▸ Objective: Below is some material; set it all down exactly, apart from the pictures.

[BEGIN]

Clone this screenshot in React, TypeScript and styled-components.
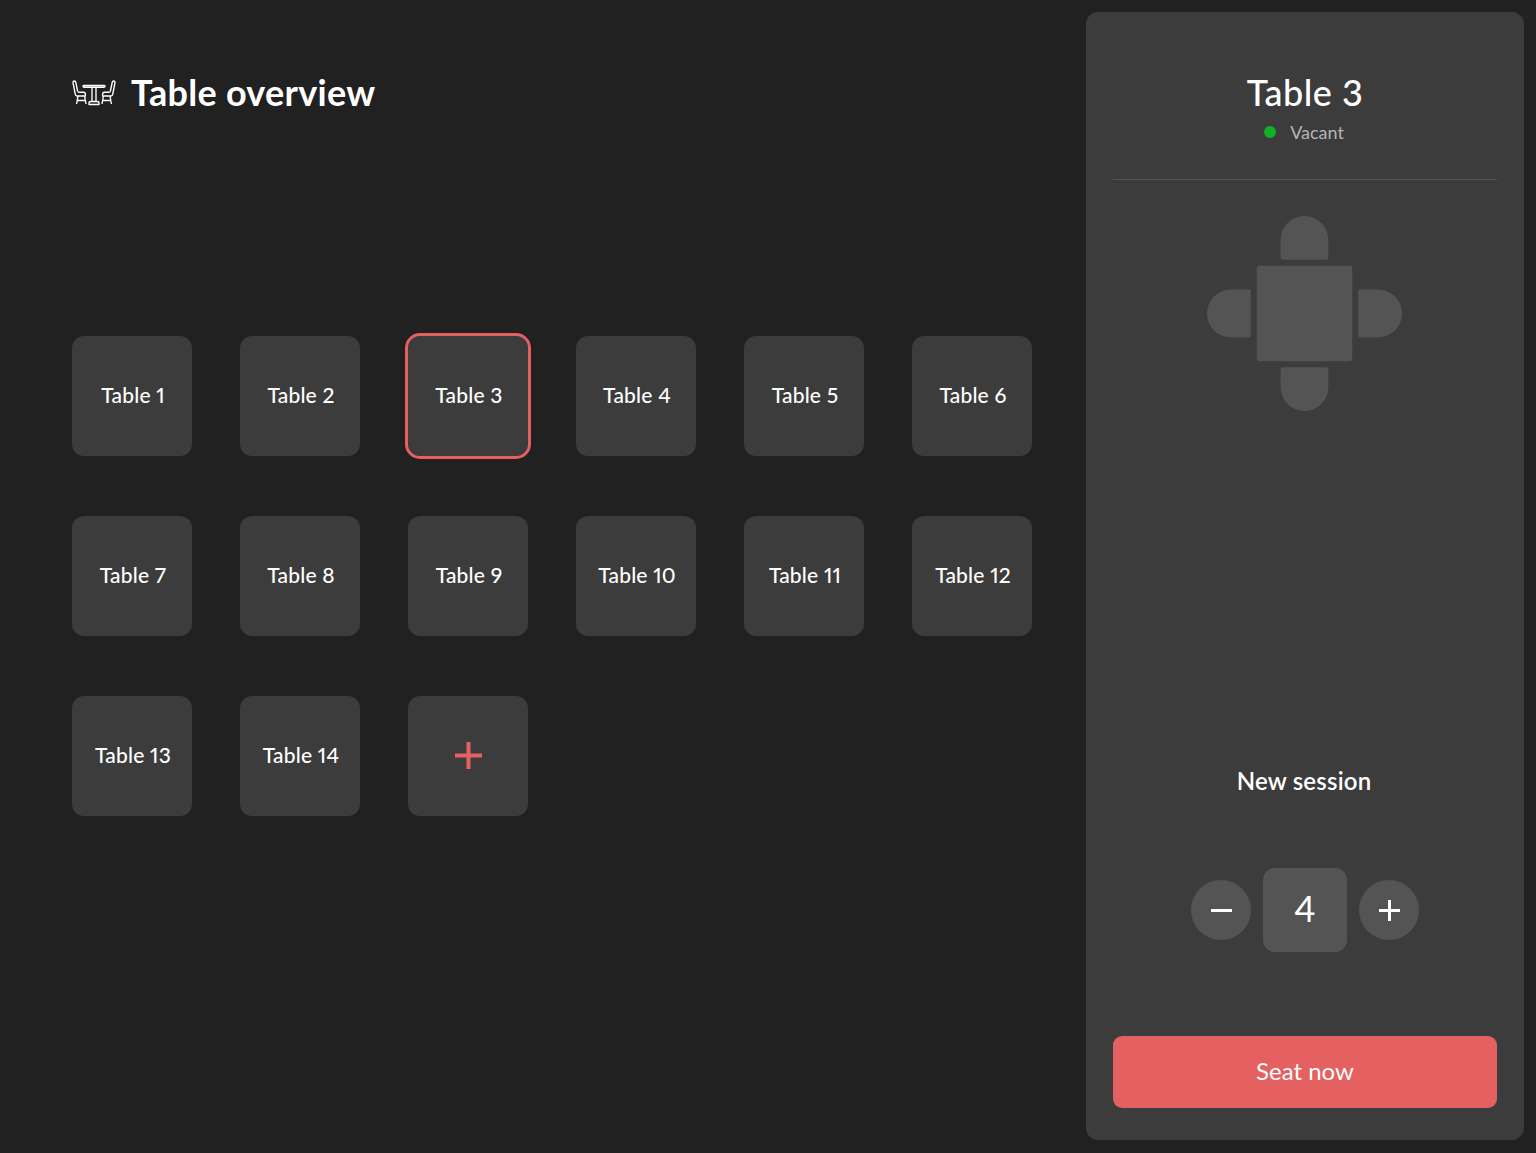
import React from "react";
import styled, { createGlobalStyle } from "styled-components";

const GlobalStyle = createGlobalStyle`
	html, body {
		margin: 0;
		background-color: #212121;
		font-family: "Lato", "Open Sans", sans-serif;
		color: #fff;
	}
	* {
		box-sizing: border-box;
	}
`;

const Page = styled.div`
	display: flex;
	height: 1153px;
	padding: 12px 12px 13px 72px;
	overflow: hidden;
`;
const Main = styled.main`
	flex: 1;
	display: flex;
	flex-direction: column;
	padding-top: 60px;
`;
const Header = styled.header`
	display: flex;
	align-items: center;
	gap: 15px;
	height: 42px;
`;
const Title = styled.h1`
	margin: 0;
	padding-bottom: 2px;
	font-size: 36px;
	font-weight: 700;
	letter-spacing: 0.28px;
	line-height: 42px;
`;
const Grid = styled.div`
	display: grid;
	grid-template-columns: repeat(6, 120px);
	grid-auto-rows: 120px;
	gap: 60px 48px;
	margin-top: 222px;
`;
const Tile = styled.button<{ $selected?: boolean }>`
	display: flex;
	align-items: center;
	justify-content: center;
	width: 120px;
	height: 120px;
	padding: 0;
	border: 0;
	border-radius: 12px;
	background-color: #3c3c3c;
	color: #fff;
	font-family: inherit;
	font-size: 21px;
	font-weight: 500;
	font-variant-numeric: proportional-nums;
	letter-spacing: 0.2px;
	outline: ${({ $selected }) => ($selected ? "3px solid #e56060" : "none")};
`;
const TileLabel = styled.span`
	padding: 0 0 4px 2px;
`;
const AddIcon = styled.svg`
	margin: 0 0 1px 1px;
`;
const Panel = styled.aside`
	display: flex;
	flex-direction: column;
	align-items: center;
	width: 438px;
	padding: 0 27px 32px;
	border-radius: 12px;
	background-color: #3c3c3c;
`;
const PanelHead = styled.div`
	display: flex;
	flex-direction: column;
	align-items: center;
	align-self: stretch;
	height: 168px;
	padding-top: 59px;
	border-bottom: 1px solid #545454;
`;
const PanelTitle = styled.h2`
	margin: 0;
	font-size: 36px;
	font-weight: 500;
	letter-spacing: 0.5px;
	line-height: 42px;
`;
const Status = styled.div`
	display: flex;
	align-items: center;
	gap: 14px;
	margin-top: 7px;
	padding-right: 2px;
	font-size: 18px;
	line-height: 24px;
	color: #b4b4b4;
`;
const Dot = styled.span`
	width: 12px;
	height: 12px;
	border-radius: 50%;
	background-color: #10b128;
`;
const Seats = styled.svg`
	display: block;
	margin: 36px 1px 0 0;
`;
const SessionLabel = styled.div`
	margin-top: 355px;
	padding-right: 2px;
	font-size: 24px;
	font-weight: 600;
	letter-spacing: 0.2px;
	line-height: 30px;
`;
const Stepper = styled.div`
	display: flex;
	align-items: center;
	gap: 12px;
	margin-top: 72px;
`;
const RoundButton = styled.button`
	display: flex;
	align-items: center;
	justify-content: center;
	width: 60px;
	height: 60px;
	padding: 0;
	border: 0;
	border-radius: 50%;
	background-color: #545454;
`;
const Count = styled.div`
	display: flex;
	align-items: center;
	justify-content: center;
	width: 84px;
	height: 84px;
	padding-bottom: 5px;
	border-radius: 12px;
	background-color: #545454;
	font-size: 36px;
	font-weight: 400;
`;
const SeatButton = styled.button`
	align-self: stretch;
	height: 72px;
	margin-top: auto;
	padding: 0 0 4px;
	border: 0;
	border-radius: 9px;
	background-color: #e56060;
	color: #fff;
	font-family: inherit;
	font-size: 24px;
	font-weight: 400;
`;

const tables = Array.from({ length: 14 }, (_, i) => i + 1);

function DiningIcon() {
	return (
		<svg width="44" height="26" viewBox="0 0 44 26" fill="none" stroke="#fff" strokeWidth="1.35" strokeLinejoin="round">
			{/* left chair */}
			<path d="M1 2.5 Q1 1 2.2 1 Q3.6 1 3.8 2.5 L5.6 11 Q5.8 12.2 7 12.2 H11.5 Q13.4 12.2 13.4 14.2 V16 H5 Q3.5 16 3.2 14 Z" />
			<path d="M6 16 L4.6 24 M12.6 16 L14 24 M5.4 20.5 H13.4" />
			{/* right chair */}
			<path d="M43 2.5 Q43 1 41.8 1 Q40.4 1 40.2 2.5 L38.4 11 Q38.2 12.2 37 12.2 H32.5 Q30.6 12.2 30.6 14.2 V16 H39 Q40.5 16 40.8 14 Z" />
			<path d="M38 16 L39.4 24 M31.4 16 L30 24 M38.6 20.5 H30.6" />
			{/* table */}
			<path d="M12 5.5 H32 Q33 5.5 33 6.3 Q33 7.2 32 7.2 H12 Q11 7.2 11 6.3 Q11 5.5 12 5.5 Z" />
			<path d="M20 7.2 V21.5 M24 7.2 V21.5" />
			<path d="M17 24.5 V23 Q17 21.5 19 21.5 H25 Q27 21.5 27 23 V24.5 Z" />
		</svg>
	);
}

function SeatsDiagram() {
	return (
		<Seats width="195" height="195" viewBox="0 0 196 196" fill="#545454">
			<rect x="50" y="50" width="96" height="96" rx="2.5" />
			<path d="M74 24 a24 24 0 0 1 48 0 V42 a2 2 0 0 1 -2 2 H76 a2 2 0 0 1 -2 -2 Z" />
			<path d="M74 172 a24 24 0 0 0 48 0 V154 a2 2 0 0 0 -2 -2 H76 a2 2 0 0 0 -2 2 Z" />
			<path d="M24 74 a24 24 0 0 0 0 48 H42 a2 2 0 0 0 2 -2 V76 a2 2 0 0 0 -2 -2 Z" />
			<path d="M172 74 a24 24 0 0 1 0 48 H154 a2 2 0 0 1 -2 -2 V76 a2 2 0 0 1 2 -2 Z" />
		</Seats>
	);
}

function App() {
	return (
		<>
			<GlobalStyle />
			<Page>
				<Main>
					<Header>
						<DiningIcon />
						<Title>Table overview</Title>
					</Header>
					<Grid>
						{tables.map((n) => (
							<Tile key={n} $selected={n === 3}>
								<TileLabel>Table {n}</TileLabel>
							</Tile>
						))}
						<Tile>
							<AddIcon width="27" height="27" viewBox="0 0 20 20" fill="none" stroke="#e56060" strokeWidth="3">
								<path d="M10 0 V20 M0 10 H20" />
							</AddIcon>
						</Tile>
					</Grid>
				</Main>
				<Panel>
					<PanelHead>
						<PanelTitle>Table 3</PanelTitle>
						<Status>
							<Dot />
							Vacant
						</Status>
					</PanelHead>
					<SeatsDiagram />
					<SessionLabel>New session</SessionLabel>
					<Stepper>
						<RoundButton>
							<svg width="21" height="21" viewBox="0 0 21 21" stroke="#fff" strokeWidth="3">
								<path d="M0 10.5 H21" />
							</svg>
						</RoundButton>
						<Count>4</Count>
						<RoundButton>
							<svg width="21" height="21" viewBox="0 0 21 21" stroke="#fff" strokeWidth="3">
								<path d="M10.5 0 V21 M0 10.5 H21" />
							</svg>
						</RoundButton>
					</Stepper>
					<SeatButton>Seat now</SeatButton>
				</Panel>
			</Page>
		</>
	);
}

export default App;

[END]

▸ Solution to the problem:
Clone this screenshot in React, TypeScript and styled-components.
import React from "react";
import styled, { createGlobalStyle } from "styled-components";

const GlobalStyle = createGlobalStyle`
	html, body {
		margin: 0;
		background-color: #212121;
		font-family: "Lato", "Open Sans", sans-serif;
		color: #fff;
	}
	* {
		box-sizing: border-box;
	}
`;

const Page = styled.div`
	display: flex;
	height: 1153px;
	padding: 12px 12px 13px 72px;
	overflow: hidden;
`;
const Main = styled.main`
	flex: 1;
	display: flex;
	flex-direction: column;
	padding-top: 60px;
`;
const Header = styled.header`
	display: flex;
	align-items: center;
	gap: 15px;
	height: 42px;
`;
const Title = styled.h1`
	margin: 0;
	padding-bottom: 2px;
	font-size: 36px;
	font-weight: 700;
	letter-spacing: 0.28px;
	line-height: 42px;
`;
const Grid = styled.div`
	display: grid;
	grid-template-columns: repeat(6, 120px);
	grid-auto-rows: 120px;
	gap: 60px 48px;
	margin-top: 222px;
`;
const Tile = styled.button<{ $selected?: boolean }>`
	display: flex;
	align-items: center;
	justify-content: center;
	width: 120px;
	height: 120px;
	padding: 0;
	border: 0;
	border-radius: 12px;
	background-color: #3c3c3c;
	color: #fff;
	font-family: inherit;
	font-size: 21px;
	font-weight: 500;
	font-variant-numeric: proportional-nums;
	letter-spacing: 0.2px;
	outline: ${({ $selected }) => ($selected ? "3px solid #e56060" : "none")};
`;
const TileLabel = styled.span`
	padding: 0 0 4px 2px;
`;
const AddIcon = styled.svg`
	margin: 0 0 1px 1px;
`;
const Panel = styled.aside`
	display: flex;
	flex-direction: column;
	align-items: center;
	width: 438px;
	padding: 0 27px 32px;
	border-radius: 12px;
	background-color: #3c3c3c;
`;
const PanelHead = styled.div`
	display: flex;
	flex-direction: column;
	align-items: center;
	align-self: stretch;
	height: 168px;
	padding-top: 59px;
	border-bottom: 1px solid #545454;
`;
const PanelTitle = styled.h2`
	margin: 0;
	font-size: 36px;
	font-weight: 500;
	letter-spacing: 0.5px;
	line-height: 42px;
`;
const Status = styled.div`
	display: flex;
	align-items: center;
	gap: 14px;
	margin-top: 7px;
	padding-right: 2px;
	font-size: 18px;
	line-height: 24px;
	color: #b4b4b4;
`;
const Dot = styled.span`
	width: 12px;
	height: 12px;
	border-radius: 50%;
	background-color: #10b128;
`;
const Seats = styled.svg`
	display: block;
	margin: 36px 1px 0 0;
`;
const SessionLabel = styled.div`
	margin-top: 355px;
	padding-right: 2px;
	font-size: 24px;
	font-weight: 600;
	letter-spacing: 0.2px;
	line-height: 30px;
`;
const Stepper = styled.div`
	display: flex;
	align-items: center;
	gap: 12px;
	margin-top: 72px;
`;
const RoundButton = styled.button`
	display: flex;
	align-items: center;
	justify-content: center;
	width: 60px;
	height: 60px;
	padding: 0;
	border: 0;
	border-radius: 50%;
	background-color: #545454;
`;
const Count = styled.div`
	display: flex;
	align-items: center;
	justify-content: center;
	width: 84px;
	height: 84px;
	padding-bottom: 5px;
	border-radius: 12px;
	background-color: #545454;
	font-size: 36px;
	font-weight: 400;
`;
const SeatButton = styled.button`
	align-self: stretch;
	height: 72px;
	margin-top: auto;
	padding: 0 0 4px;
	border: 0;
	border-radius: 9px;
	background-color: #e56060;
	color: #fff;
	font-family: inherit;
	font-size: 24px;
	font-weight: 400;
`;

const tables = Array.from({ length: 14 }, (_, i) => i + 1);

function DiningIcon() {
	return (
		<svg width="44" height="26" viewBox="0 0 44 26" fill="none" stroke="#fff" strokeWidth="1.35" strokeLinejoin="round">
			{/* left chair */}
			<path d="M1 2.5 Q1 1 2.2 1 Q3.6 1 3.8 2.5 L5.6 11 Q5.8 12.2 7 12.2 H11.5 Q13.4 12.2 13.4 14.2 V16 H5 Q3.5 16 3.2 14 Z" />
			<path d="M6 16 L4.6 24 M12.6 16 L14 24 M5.4 20.5 H13.4" />
			{/* right chair */}
			<path d="M43 2.5 Q43 1 41.8 1 Q40.4 1 40.2 2.5 L38.4 11 Q38.2 12.2 37 12.2 H32.5 Q30.6 12.2 30.6 14.2 V16 H39 Q40.5 16 40.8 14 Z" />
			<path d="M38 16 L39.4 24 M31.4 16 L30 24 M38.6 20.5 H30.6" />
			{/* table */}
			<path d="M12 5.5 H32 Q33 5.5 33 6.3 Q33 7.2 32 7.2 H12 Q11 7.2 11 6.3 Q11 5.5 12 5.5 Z" />
			<path d="M20 7.2 V21.5 M24 7.2 V21.5" />
			<path d="M17 24.5 V23 Q17 21.5 19 21.5 H25 Q27 21.5 27 23 V24.5 Z" />
		</svg>
	);
}

function SeatsDiagram() {
	return (
		<Seats width="195" height="195" viewBox="0 0 196 196" fill="#545454">
			<rect x="50" y="50" width="96" height="96" rx="2.5" />
			<path d="M74 24 a24 24 0 0 1 48 0 V42 a2 2 0 0 1 -2 2 H76 a2 2 0 0 1 -2 -2 Z" />
			<path d="M74 172 a24 24 0 0 0 48 0 V154 a2 2 0 0 0 -2 -2 H76 a2 2 0 0 0 -2 2 Z" />
			<path d="M24 74 a24 24 0 0 0 0 48 H42 a2 2 0 0 0 2 -2 V76 a2 2 0 0 0 -2 -2 Z" />
			<path d="M172 74 a24 24 0 0 1 0 48 H154 a2 2 0 0 1 -2 -2 V76 a2 2 0 0 1 2 -2 Z" />
		</Seats>
	);
}

function App() {
	return (
		<>
			<GlobalStyle />
			<Page>
				<Main>
					<Header>
						<DiningIcon />
						<Title>Table overview</Title>
					</Header>
					<Grid>
						{tables.map((n) => (
							<Tile key={n} $selected={n === 3}>
								<TileLabel>Table {n}</TileLabel>
							</Tile>
						))}
						<Tile>
							<AddIcon width="27" height="27" viewBox="0 0 20 20" fill="none" stroke="#e56060" strokeWidth="3">
								<path d="M10 0 V20 M0 10 H20" />
							</AddIcon>
						</Tile>
					</Grid>
				</Main>
				<Panel>
					<PanelHead>
						<PanelTitle>Table 3</PanelTitle>
						<Status>
							<Dot />
							Vacant
						</Status>
					</PanelHead>
					<SeatsDiagram />
					<SessionLabel>New session</SessionLabel>
					<Stepper>
						<RoundButton>
							<svg width="21" height="21" viewBox="0 0 21 21" stroke="#fff" strokeWidth="3">
								<path d="M0 10.5 H21" />
							</svg>
						</RoundButton>
						<Count>4</Count>
						<RoundButton>
							<svg width="21" height="21" viewBox="0 0 21 21" stroke="#fff" strokeWidth="3">
								<path d="M10.5 0 V21 M0 10.5 H21" />
							</svg>
						</RoundButton>
					</Stepper>
					<SeatButton>Seat now</SeatButton>
				</Panel>
			</Page>
		</>
	);
}

export default App;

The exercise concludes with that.